А когда некрофил-режиссер наворачивает на экране два часа кровавой мясорубки с массой страданий своих героев – никакого возвышения и очищения зрителя не происходит, а только тошнит. Нервы щекочет, а слез нет. У психики свои законы. Можно плакать над собачкой, потерявшей хозяина, – а на мясокомбинате уже не страдаешь, только жутковато и противно с непривычки. Но здесь уже надо говорить о законах искусства и его восприятия: прямое изображение страданий еще не обязательность сострадания зрителя. Заставить его страдать тоже уметь надо.
Итожа вышесказанное.
1. Потребность в страдании коренится в психике человека. Человек хочет страдать.
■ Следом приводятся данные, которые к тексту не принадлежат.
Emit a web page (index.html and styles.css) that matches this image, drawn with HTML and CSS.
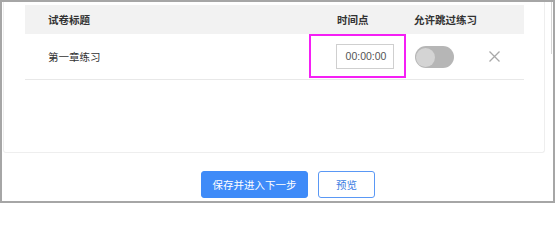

2. Страдание есть возбуждение «сверх среднего» центральной нервной системы человека в области отрицательных ощущений.
3. Повод к страданию условен и относителен, и определяется выбором поставленной себе цели, цель же как правило для жизни не обязательна и поставлена посредством разума.
4. Причина страдания – в избыточной энергетике человека, которому необходимо всегда стремиться сделать не так, как уже есть.
5. Благотворность страдания и даже его человеческая необходимость – в том, что оно есть внутренний стимул к многочувствованию, размышлению и свершениям действий, что и есть суть человека.
Секс
1. Сексуальная энергия. Водоросль растет и размножается, при благоприятных условиях может заполнить собой весь водоем – на эту работу идет вся ее энергия, получаемая из воды, содержащихся в ней (и в грунте дна) веществ, и солнечного света. Больше водоросли делать ничего не приходится.
Чем сложнее организм, тем большую часть энергии он расходует на собственное индивидуальное выживание и на все действия по изменению окружающей среды в процессе своей индивидуальной жизни.
Уже моллюск открывает-закрывает створки раковины. Олень – поедает траву, взрывает копытами грунт, удобряет почву пометом, переносит себя в пространстве с большой скоростью и на большие расстояния. Здесь только «пассивным» ростом и размножением не отделаешься. А сытый и благополучный волк на отдыхе любит бегать и играть «для удовольствия». Не говоря уже об обезьянах, которые в благополучном состоянии любопытны, предприимчивы и совершают множество «излишних» действий, никак не необходимых для простого выживания и размножения.